Report: LeBron James' camp thinks Dwyane Wade will wind up with Cavs

There was a time in the not-too-distant past that then-Bulls Derrick Rose went toe-to-toe with LeBron James and Dwyane Wade, the Miami Heat's tag-team duo in the Eastern Conference.

Six years later, Wade has replaced Rose in Chicago. Rose made a pitstop in New York via trade. James, after winning two titles in Miami, went back to Cleveland. Rose joined him earlier this offseason, signing a one-year deal with the Cavs.

Got all that?

The NBA looks different these days, and according to one Cavaliers beat writer it could look way different sometime this year. That's because Cleveland.com's Joe Vardon reported Tuesday that people in James' camp believe Dwyane Wade will play for the Cavaliers at some point this season.

"As of right now, people close to James are fairly confident that, at some point this year, Dwyane Wade is going to end up on the Cavs."

Now, there's obviously a lot to break down here. First, Wade is under contract with the Bulls and is due nearly $24 million this season.

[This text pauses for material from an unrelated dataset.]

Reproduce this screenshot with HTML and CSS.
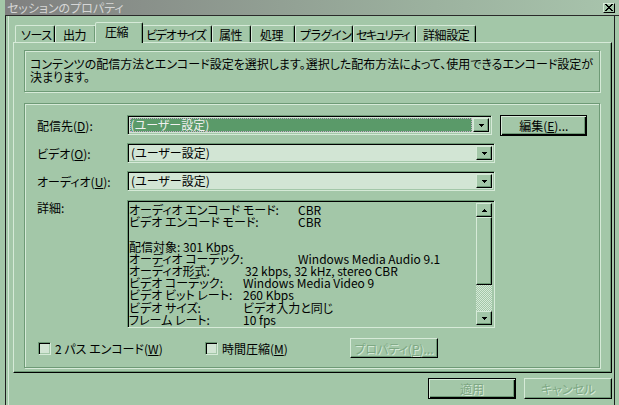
FILE: index.html
```html
<!DOCTYPE html>
<html lang="ja">
<head>
<meta charset="utf-8">
<title>セッションのプロパティ</title>
<link rel="stylesheet" href="styles.css">
</head>
<body>
<div class="titlebar">
  <span class="title">セッションのプロパティ</span>
  <span class="close"><svg width="8" height="7" viewBox="0 0 8 7" shape-rendering="crispEdges"><path d="M0 0h2v1h-2zM6 0h2v1h-2zM1 1h2v1h-2zM5 1h2v1h-2zM2 2h4v1h-4zM3 3h2v1h-2zM2 4h4v1h-4zM1 5h2v1h-2zM5 5h2v1h-2zM0 6h2v1h-2zM6 6h2v1h-2z" fill="#000"/></svg></span>
</div>
<div class="main">
  <div class="inner">
    <div class="tabs">
      <div class="tab t1">ソース</div>
      <div class="tab t2">出力</div>
      <div class="tab sel">圧縮</div>
      <div class="tab t4">ビデオ サイズ</div>
      <div class="tab t5">属性</div>
      <div class="tab t6">処理</div>
      <div class="tab t7">プラグイン</div>
      <div class="tab t8">セキュリティ</div>
      <div class="tab t9">詳細設定</div>
    </div>
    <div class="panel">
      <div class="desc etched">コンテンツの配信方法とエンコード設定を選択します。選択した配布方法によって、使用できるエンコード設定が<br>決まります。</div>
      <div class="group etched">
        <div class="row">
          <span class="lbl">配信先(<u>D</u>):</span>
          <div class="combo"><div class="val focus">(ユーザー設定)</div><div class="arrow"><svg width="5" height="3" viewBox="0 0 5 3" shape-rendering="crispEdges"><path d="M0 0h5v1h-1v1h-1v1h-1v-1h-1v-1h-1z" fill="#000"/></svg></div></div>
          <div class="btn def edit">編集(<u>E</u>)...</div>
        </div>
        <div class="row">
          <span class="lbl">ビデオ(<u>O</u>):</span>
          <div class="combo"><div class="val">(ユーザー設定)</div><div class="arrow"><svg width="5" height="3" viewBox="0 0 5 3" shape-rendering="crispEdges"><path d="M0 0h5v1h-1v1h-1v1h-1v-1h-1v-1h-1z" fill="#000"/></svg></div></div>
        </div>
        <div class="row">
          <span class="lbl">オーディオ(<u>U</u>):</span>
          <div class="combo"><div class="val">(ユーザー設定)</div><div class="arrow"><svg width="5" height="3" viewBox="0 0 5 3" shape-rendering="crispEdges"><path d="M0 0h5v1h-1v1h-1v1h-1v-1h-1v-1h-1z" fill="#000"/></svg></div></div>
        </div>
        <div class="row details">
          <span class="lbl">詳細:</span>
          <div class="list">
            <div class="lines">
              <div class="ln"><span class="k w1">オーディオ エンコード モード:</span>CBR</div>
              <div class="ln"><span class="k w1">ビデオ エンコード モード:</span>CBR</div>
              <div class="ln">&nbsp;</div>
              <div class="ln">配信対象: 301 Kbps</div>
              <div class="ln"><span class="k w1">オーディオ コーデック:</span>Windows Media Audio 9.1</div>
              <div class="ln"><span class="k w2">オーディオ形式:</span>32 kbps, 32 kHz, stereo CBR</div>
              <div class="ln"><span class="k w3">ビデオ コーデック:</span>Windows Media Video 9</div>
              <div class="ln"><span class="k w3">ビデオ ビット レート:</span>260 Kbps</div>
              <div class="ln"><span class="k w3">ビデオ サイズ:</span>ビデオ入力と同じ</div>
              <div class="ln"><span class="k w3">フレーム レート:</span>10 fps</div>
            </div>
            <div class="sb">
              <div class="sbbtn"><svg width="5" height="3" viewBox="0 0 5 3" shape-rendering="crispEdges"><path d="M2 0h1v1h1v1h1v1h-5v-1h1v-1h1z" fill="#000"/></svg></div>
              <div class="thumb"></div>
              <div class="track"></div>
              <div class="sbbtn"><svg width="5" height="3" viewBox="0 0 5 3" shape-rendering="crispEdges"><path d="M0 0h5v1h-1v1h-1v1h-1v-1h-1v-1h-1z" fill="#000"/></svg></div>
            </div>
          </div>
        </div>
        <div class="row checks">
          <label class="chk c1"><span class="box"></span>2 パス エンコード(<u>W</u>)</label>
          <label class="chk c2"><span class="box"></span>時間圧縮(<u>M</u>)</label>
          <div class="btn dis prop">プロパティ(<u>P</u>)...</div>
        </div>
      </div>
    </div>
    <div class="footer">
      <div class="btn def dis">適用</div>
      <div class="btn dis">キャンセル</div>
    </div>
  </div>
</div>
</body>
</html>
```

FILE: styles.css
```css
* { box-sizing: border-box; margin: 0; padding: 0; }

body {
  width: 619px;
  height: 405px;
  overflow: hidden;
  background: #a3c7a8;
  font-family: "Noto Sans CJK JP", "Noto Sans", sans-serif;
  font-size: 12px;
  line-height: 13px;
  color: #000;
  font-feature-settings: "palt";
}

u { text-decoration: underline; text-underline-offset: 1px; }

.titlebar {
  margin-left: 5px;
  height: 16px;
  border-bottom: 1px solid #2a2a2a;
  background: linear-gradient(90deg, #808080 0%, #9cb29f 70%, #a8c4ac 100%);
  display: flex;
  align-items: center;
  justify-content: space-between;
  padding: 0 4px 0 2px;
}
.title { color: #d6d6d6; }
.close {
  width: 12px;
  height: 10px;
  display: flex;
  align-items: center;
  justify-content: center;
  background: #a3c7a8;
  border: 1px solid;
  border-color: #d6ead8 #000 #000 #d6ead8;
}

.main {
  margin-left: 5px;
  width: 610px;
  height: 389px;
  border-left: 1px solid #1e1e1e;
  border-right: 1px solid #1e1e1e;
}
.inner {
  margin-left: 2px;
  height: 100%;
  border-left: 1px solid #d4e8d6;
  padding: 5px 2px 0 4px;
}

.tabs {
  display: flex;
  align-items: flex-end;
  height: 21px;
  padding-left: 2px;
}
.tab {
  height: 17px;
  padding: 1px 0 0 5px;
  line-height: 15px;
  letter-spacing: -0.4px;
  border: 1px solid;
  border-bottom: none;
  border-color: #d6ead8 #000 transparent #d6ead8;
  border-radius: 2px 2px 0 0;
  box-shadow: inset -1px 0 0 #6e9a76;
  white-space: nowrap;
}
.t1 { width: 40px; }
.t2 { width: 41px; padding-left: 7px; }
.t4 { width: 70px; padding-left: 3px; letter-spacing: -1.3px; }
.t5 { width: 39px; padding-left: 6px; }
.t6 { width: 44px; padding-left: 8px; }
.t7 { width: 58px; padding-left: 4px; }
.t8 { width: 63px; padding-left: 2px; letter-spacing: -1.5px; }
.t9 { width: 60px; padding-left: 6px; }
.tab.sel {
  position: relative;
  z-index: 1;
  width: 48px;
  height: 21px;
  margin: 0 -1px -1px;
  padding: 1px 0 0 9px;
  background: #a3c7a8;
}

.panel {
  height: 331px;
  border: 1px solid;
  border-color: #d6ead8 #000 #000 #d6ead8;
  box-shadow: inset -1px -1px 0 #6e9a76;
  padding: 7px 11px 0 10px;
}

.etched {
  border: 1px solid #6e9a76;
  box-shadow: 1px 1px 0 #d6ead8, inset 1px 1px 0 #d6ead8;
}

.desc {
  height: 42px;
  padding: 6px 5px;
  white-space: nowrap;
}

.group {
  margin-top: 11px;
  height: 265px;
  padding: 11px 12px;
}

.row {
  display: flex;
  align-items: center;
  height: 20px;
  margin-bottom: 8px;
}
.lbl { width: 90px; white-space: nowrap; }

.combo {
  width: 368px;
  height: 20px;
  display: flex;
  border: 1px solid;
  border-color: #6e9a76 #d6ead8 #d6ead8 #6e9a76;
  box-shadow: inset 1px 1px 0 #000, inset -1px -1px 0 #a3c7a8;
  background: #d2e5d4;
  padding: 2px;
}
.val {
  flex: 1;
  margin-right: 1px;
  padding-left: 1px;
  line-height: 14px;
  white-space: nowrap;
}
.val.focus {
  background: #5a9a69;
  color: #f0f0f0;
  outline: 1px dotted #c8a8c8;
  outline-offset: -1px;
}
.arrow, .sbbtn {
  width: 16px;
  height: 14px;
  display: flex;
  align-items: center;
  justify-content: center;
  background: #a3c7a8;
  border: 1px solid;
  border-color: #d6ead8 #000 #000 #d6ead8;
  box-shadow: inset -1px -1px 0 #6e9a76;
}

.btn {
  width: 88px;
  height: 21px;
  display: flex;
  align-items: center;
  justify-content: center;
  white-space: nowrap;
  background: #a3c7a8;
  border: 1px solid;
  border-color: #d6ead8 #000 #000 #d6ead8;
  box-shadow: inset -1px -1px 0 #6e9a76;
}
.btn.def {
  border: 1px solid #000;
  box-shadow: inset 1px 1px 0 #d6ead8, inset -1px -1px 0 #000, inset -2px -2px 0 #6e9a76;
}
.btn.edit { width: 87px; margin-left: 8px; }
.btn.dis {
  color: #7ea884;
  text-shadow: 1px 1px 0 #d6ead8;
}

.row.details {
  align-items: flex-start;
  height: 128px;
  margin-top: 9px;
  margin-bottom: 0;
}
.row.details .lbl { padding-top: 1px; }
.list {
  width: 368px;
  height: 128px;
  display: flex;
  border: 1px solid;
  border-color: #6e9a76 #d6ead8 #d6ead8 #6e9a76;
  box-shadow: inset 1px 1px 0 #000, inset -1px -1px 0 #a3c7a8;
  padding: 2px;
}
.lines {
  flex: 1;
  line-height: 12.2px;
  padding-top: 1px;
  margin-left: -1px;
  white-space: nowrap;
}
.ln { display: flex; }
.k { display: inline-block; }
.w1 { width: 169px; }
.w2 { width: 116px; }
.w3 { width: 114px; }

.sb {
  width: 16px;
  display: flex;
  flex-direction: column;
}
.thumb {
  height: 68px;
  border: 1px solid;
  border-color: #d6ead8 #000 #000 #d6ead8;
  box-shadow: inset -1px -1px 0 #6e9a76;
}
.track {
  flex: 1;
  background: repeating-conic-gradient(#d6ead8 0 25%, #a3c7a8 0 50%) 0 0 / 2px 2px;
}

.row.checks {
  margin-top: 10px;
  margin-bottom: 0;
  padding-left: 1px;
}
.chk {
  display: flex;
  align-items: center;
  white-space: nowrap;
}
.c1 { width: 167px; }
.c2 { width: 145px; }
.box {
  width: 13px;
  height: 13px;
  margin-right: 4px;
  border: 1px solid;
  border-color: #6e9a76 #d6ead8 #d6ead8 #6e9a76;
  box-shadow: inset 1px 1px 0 #000, inset -1px -1px 0 #a3c7a8;
  background: #d2e5d4;
}
.btn.prop { height: 20px; }

.footer {
  display: flex;
  justify-content: flex-end;
  gap: 8px;
  margin-top: 5px;
}
```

Then again, a report earlier this month said that Wade is likely to be bought out by the Bulls sometime in the near future. That part isn't all that wild, but it's far from a sure thing, especially if Wade and the Bulls can't agree on how much Wade should receive if bought out.

Then there's the decision Wade would have to make after clearing waivers. It was pretty clear he wasn't chasing a championship ring when he opted to sign with the Bulls last summer. Who's to say that itch has returned? We already know he'd be welcomed back to Miami, as face-of-the-franchise center Hassan Whiteside said he would.

Going to Cleveland would, of course, put Wade in great position to go chase a fourth NBA title, but it would also put him alongside his good friend James.

There's a lot to break down here, but we know this much: the Bulls have entered rebuilding mode and clearly don't have a use for Wade. But Wade could also be part of a trade in the winter as an expiring contract that nets the Bulls future assets. He's also a heck of a mentor for what will be one of the best young teams in the league. He also puts butts in the United Center seats, which may be more difficult to do than in recent years.